GIVEN TASK:
Say how many lines include "index", with no words around the number.

DATA TO PROCESS:
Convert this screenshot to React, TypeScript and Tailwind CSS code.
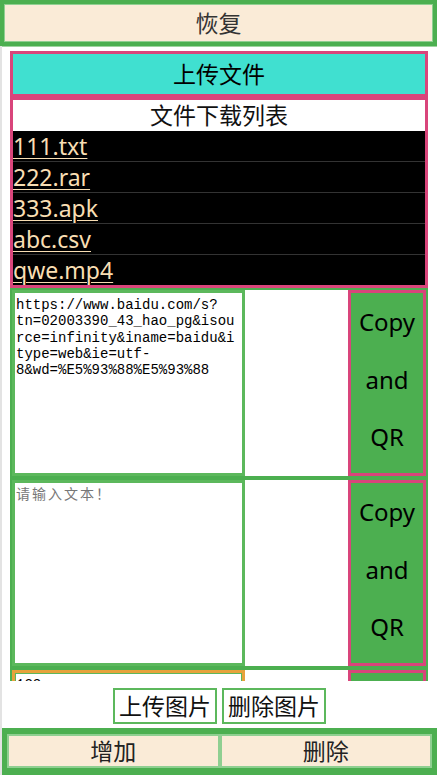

---

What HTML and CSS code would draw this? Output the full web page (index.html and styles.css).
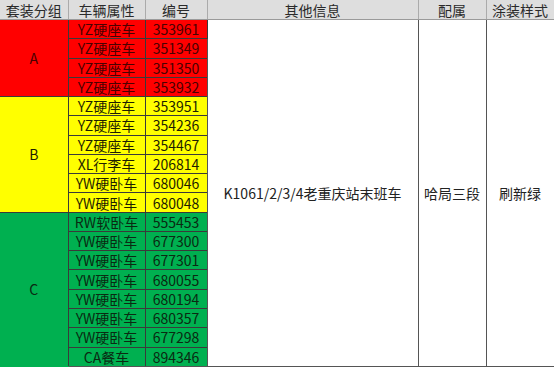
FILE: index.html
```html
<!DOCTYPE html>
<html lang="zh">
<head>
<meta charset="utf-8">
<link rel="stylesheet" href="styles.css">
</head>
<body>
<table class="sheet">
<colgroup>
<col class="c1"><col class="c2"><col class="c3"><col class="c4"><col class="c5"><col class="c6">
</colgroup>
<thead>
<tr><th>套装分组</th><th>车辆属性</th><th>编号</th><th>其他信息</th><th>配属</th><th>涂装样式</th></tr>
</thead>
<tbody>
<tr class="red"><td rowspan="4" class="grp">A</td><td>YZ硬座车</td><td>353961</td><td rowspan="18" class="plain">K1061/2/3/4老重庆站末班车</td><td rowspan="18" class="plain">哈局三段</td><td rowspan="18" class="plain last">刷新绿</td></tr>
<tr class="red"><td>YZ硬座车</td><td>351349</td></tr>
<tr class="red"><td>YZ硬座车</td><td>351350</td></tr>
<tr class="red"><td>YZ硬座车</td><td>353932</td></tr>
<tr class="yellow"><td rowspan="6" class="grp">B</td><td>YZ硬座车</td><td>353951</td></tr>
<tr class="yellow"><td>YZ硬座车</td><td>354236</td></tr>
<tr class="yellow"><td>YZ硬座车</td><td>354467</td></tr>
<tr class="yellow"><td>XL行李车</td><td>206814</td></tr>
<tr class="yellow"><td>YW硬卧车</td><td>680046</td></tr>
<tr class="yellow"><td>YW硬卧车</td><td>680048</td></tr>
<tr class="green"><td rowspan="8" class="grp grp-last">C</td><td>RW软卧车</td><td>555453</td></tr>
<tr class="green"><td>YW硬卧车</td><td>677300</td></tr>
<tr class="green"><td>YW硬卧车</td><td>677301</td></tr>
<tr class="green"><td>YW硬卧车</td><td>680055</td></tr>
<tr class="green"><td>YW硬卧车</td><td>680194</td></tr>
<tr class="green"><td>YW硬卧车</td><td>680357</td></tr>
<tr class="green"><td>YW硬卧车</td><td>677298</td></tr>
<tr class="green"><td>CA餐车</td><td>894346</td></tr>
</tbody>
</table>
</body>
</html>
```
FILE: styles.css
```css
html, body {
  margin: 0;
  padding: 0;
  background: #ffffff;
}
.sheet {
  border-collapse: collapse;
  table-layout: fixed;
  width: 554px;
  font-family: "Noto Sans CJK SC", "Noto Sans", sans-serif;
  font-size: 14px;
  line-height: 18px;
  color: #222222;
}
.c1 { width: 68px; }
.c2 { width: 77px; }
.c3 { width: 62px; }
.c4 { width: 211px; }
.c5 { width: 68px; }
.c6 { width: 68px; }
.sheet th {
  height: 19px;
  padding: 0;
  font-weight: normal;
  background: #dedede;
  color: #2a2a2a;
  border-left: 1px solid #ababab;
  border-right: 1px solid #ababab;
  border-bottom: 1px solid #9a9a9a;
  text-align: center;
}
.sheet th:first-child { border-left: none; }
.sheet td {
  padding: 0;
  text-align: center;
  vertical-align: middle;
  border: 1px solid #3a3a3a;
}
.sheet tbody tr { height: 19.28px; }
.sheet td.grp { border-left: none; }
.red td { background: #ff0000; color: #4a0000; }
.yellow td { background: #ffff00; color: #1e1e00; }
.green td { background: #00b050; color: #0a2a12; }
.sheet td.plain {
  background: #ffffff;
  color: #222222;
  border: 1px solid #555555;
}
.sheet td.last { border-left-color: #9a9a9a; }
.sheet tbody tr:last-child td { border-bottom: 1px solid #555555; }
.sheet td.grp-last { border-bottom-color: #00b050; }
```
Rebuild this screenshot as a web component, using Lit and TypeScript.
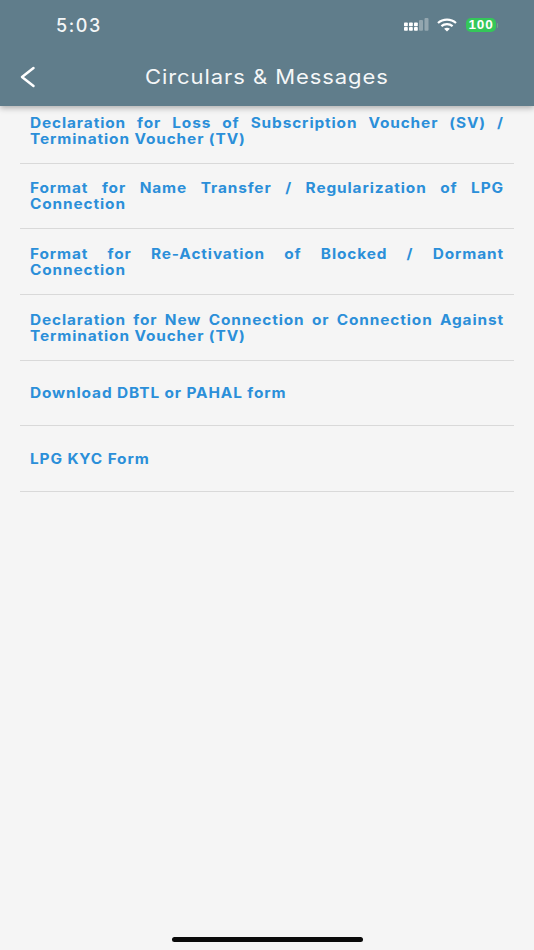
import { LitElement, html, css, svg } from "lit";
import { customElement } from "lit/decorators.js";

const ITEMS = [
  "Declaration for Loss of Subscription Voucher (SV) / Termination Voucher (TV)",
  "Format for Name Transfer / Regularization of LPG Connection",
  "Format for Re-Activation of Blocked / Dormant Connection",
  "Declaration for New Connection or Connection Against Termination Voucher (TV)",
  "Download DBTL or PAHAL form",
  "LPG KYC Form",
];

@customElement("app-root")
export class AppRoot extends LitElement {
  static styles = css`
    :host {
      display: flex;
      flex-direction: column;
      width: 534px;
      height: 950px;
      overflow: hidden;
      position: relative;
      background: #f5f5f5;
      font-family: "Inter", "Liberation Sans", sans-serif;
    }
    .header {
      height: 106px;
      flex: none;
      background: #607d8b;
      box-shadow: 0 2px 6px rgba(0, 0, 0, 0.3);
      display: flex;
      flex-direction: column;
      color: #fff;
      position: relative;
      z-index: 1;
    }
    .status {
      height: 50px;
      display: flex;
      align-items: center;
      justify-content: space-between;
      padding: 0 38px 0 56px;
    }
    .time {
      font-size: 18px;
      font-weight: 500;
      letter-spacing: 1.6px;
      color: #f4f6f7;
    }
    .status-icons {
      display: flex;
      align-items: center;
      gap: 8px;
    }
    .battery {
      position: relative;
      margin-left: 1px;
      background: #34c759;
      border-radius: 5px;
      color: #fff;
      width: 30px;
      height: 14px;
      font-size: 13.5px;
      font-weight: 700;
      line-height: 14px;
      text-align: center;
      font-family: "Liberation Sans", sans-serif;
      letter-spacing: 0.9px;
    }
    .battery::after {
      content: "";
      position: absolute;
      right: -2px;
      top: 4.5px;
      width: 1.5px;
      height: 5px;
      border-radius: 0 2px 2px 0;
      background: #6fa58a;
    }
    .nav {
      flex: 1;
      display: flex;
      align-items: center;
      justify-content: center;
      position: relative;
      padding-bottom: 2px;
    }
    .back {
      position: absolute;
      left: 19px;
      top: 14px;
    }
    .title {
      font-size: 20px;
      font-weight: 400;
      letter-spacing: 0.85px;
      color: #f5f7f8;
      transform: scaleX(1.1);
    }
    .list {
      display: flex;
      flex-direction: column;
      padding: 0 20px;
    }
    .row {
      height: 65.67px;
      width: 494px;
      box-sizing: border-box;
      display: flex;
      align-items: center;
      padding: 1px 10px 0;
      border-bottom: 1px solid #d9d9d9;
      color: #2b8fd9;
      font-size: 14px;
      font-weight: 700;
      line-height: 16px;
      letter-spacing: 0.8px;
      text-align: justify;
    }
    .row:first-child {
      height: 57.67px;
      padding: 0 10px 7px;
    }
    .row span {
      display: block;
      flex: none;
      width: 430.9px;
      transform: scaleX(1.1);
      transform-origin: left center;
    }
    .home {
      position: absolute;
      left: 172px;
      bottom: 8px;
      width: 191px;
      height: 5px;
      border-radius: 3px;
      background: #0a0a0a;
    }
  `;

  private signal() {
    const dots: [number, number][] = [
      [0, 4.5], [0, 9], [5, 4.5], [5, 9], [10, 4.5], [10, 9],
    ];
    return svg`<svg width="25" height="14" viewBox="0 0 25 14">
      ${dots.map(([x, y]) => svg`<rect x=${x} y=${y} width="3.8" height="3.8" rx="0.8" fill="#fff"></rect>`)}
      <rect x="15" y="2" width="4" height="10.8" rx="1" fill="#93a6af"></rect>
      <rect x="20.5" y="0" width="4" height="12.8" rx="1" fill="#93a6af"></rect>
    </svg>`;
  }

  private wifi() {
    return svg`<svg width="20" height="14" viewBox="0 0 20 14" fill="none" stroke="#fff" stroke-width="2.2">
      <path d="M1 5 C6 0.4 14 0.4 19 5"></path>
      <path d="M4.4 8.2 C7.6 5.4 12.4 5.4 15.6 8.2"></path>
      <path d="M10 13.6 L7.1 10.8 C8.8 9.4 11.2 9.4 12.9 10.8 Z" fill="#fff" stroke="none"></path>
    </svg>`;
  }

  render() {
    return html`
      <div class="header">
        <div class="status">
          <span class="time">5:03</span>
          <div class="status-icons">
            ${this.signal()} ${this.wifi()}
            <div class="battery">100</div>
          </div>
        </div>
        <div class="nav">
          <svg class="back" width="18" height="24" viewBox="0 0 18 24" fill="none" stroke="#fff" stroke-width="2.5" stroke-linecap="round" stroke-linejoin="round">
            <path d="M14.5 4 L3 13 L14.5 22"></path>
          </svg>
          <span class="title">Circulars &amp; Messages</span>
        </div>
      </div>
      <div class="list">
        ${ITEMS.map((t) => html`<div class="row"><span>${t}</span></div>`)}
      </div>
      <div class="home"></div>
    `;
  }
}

TASK SOLUTION:
3